RECORDS FOR THE EXERCISE:
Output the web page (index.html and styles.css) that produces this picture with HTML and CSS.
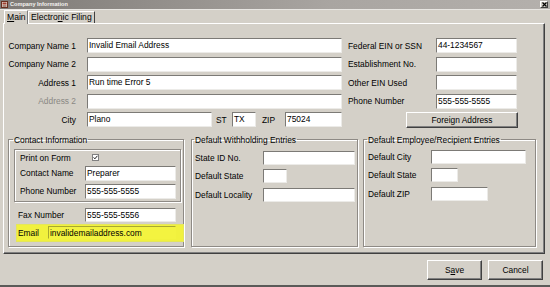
==
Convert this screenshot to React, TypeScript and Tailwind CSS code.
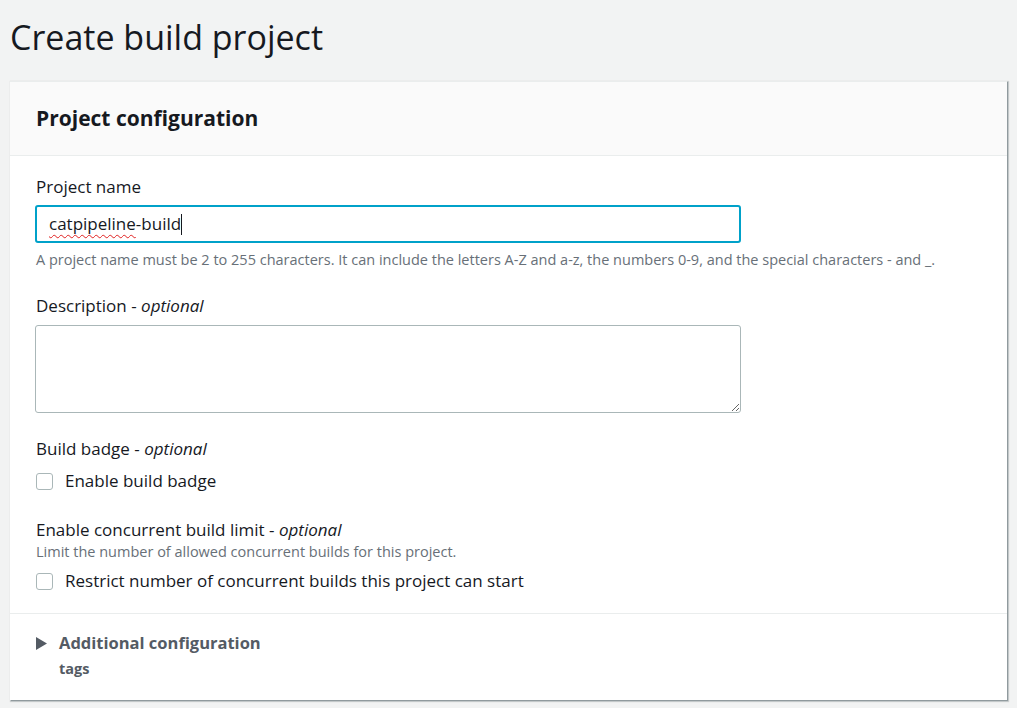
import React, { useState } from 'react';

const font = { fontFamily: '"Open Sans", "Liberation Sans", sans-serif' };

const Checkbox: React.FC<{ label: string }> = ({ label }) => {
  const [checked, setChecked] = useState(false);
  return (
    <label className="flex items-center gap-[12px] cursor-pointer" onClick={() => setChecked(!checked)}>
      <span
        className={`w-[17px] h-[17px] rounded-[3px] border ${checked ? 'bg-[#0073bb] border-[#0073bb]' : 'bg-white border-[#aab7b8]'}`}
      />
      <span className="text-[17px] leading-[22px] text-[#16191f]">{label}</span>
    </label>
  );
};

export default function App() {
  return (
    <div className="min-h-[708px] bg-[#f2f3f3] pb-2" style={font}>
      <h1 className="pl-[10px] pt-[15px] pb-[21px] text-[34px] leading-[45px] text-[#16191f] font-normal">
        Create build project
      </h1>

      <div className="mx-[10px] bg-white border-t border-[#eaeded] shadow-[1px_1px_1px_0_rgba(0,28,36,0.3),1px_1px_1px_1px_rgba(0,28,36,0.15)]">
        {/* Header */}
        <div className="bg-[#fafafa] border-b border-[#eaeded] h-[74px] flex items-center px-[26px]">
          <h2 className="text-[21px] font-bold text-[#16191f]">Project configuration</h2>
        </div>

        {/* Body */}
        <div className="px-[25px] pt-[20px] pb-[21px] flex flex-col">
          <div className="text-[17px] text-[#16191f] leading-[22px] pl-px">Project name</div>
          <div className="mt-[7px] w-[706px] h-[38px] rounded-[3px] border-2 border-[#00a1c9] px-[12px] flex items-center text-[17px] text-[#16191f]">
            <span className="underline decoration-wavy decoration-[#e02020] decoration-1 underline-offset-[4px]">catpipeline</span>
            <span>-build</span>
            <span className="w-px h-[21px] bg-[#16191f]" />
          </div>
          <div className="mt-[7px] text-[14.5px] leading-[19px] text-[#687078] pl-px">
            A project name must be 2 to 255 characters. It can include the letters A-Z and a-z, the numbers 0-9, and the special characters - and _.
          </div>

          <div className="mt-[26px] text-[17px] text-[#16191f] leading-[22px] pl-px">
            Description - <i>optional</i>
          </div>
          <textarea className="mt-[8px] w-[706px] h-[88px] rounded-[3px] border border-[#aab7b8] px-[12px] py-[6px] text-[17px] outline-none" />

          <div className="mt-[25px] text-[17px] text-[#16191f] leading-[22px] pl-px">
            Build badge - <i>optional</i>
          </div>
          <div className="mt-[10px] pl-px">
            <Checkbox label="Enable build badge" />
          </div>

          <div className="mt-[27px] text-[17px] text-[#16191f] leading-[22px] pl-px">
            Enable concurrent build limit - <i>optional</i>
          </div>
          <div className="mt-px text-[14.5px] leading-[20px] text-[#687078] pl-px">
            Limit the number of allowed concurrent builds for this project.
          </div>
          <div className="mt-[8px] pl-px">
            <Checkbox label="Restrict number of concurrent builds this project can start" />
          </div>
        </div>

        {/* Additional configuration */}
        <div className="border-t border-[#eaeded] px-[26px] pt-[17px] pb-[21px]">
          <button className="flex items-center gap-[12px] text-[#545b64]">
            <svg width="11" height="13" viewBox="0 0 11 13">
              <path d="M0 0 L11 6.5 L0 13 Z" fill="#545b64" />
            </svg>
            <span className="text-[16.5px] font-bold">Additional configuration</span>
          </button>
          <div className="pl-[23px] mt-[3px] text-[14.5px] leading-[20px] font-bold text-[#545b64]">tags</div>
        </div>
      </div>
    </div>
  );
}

WRITTEN EXERCISE: The answer is the number of lines in the preceding material that hold "this"; write that number and nothing else.

EXERCISE RESULT: 4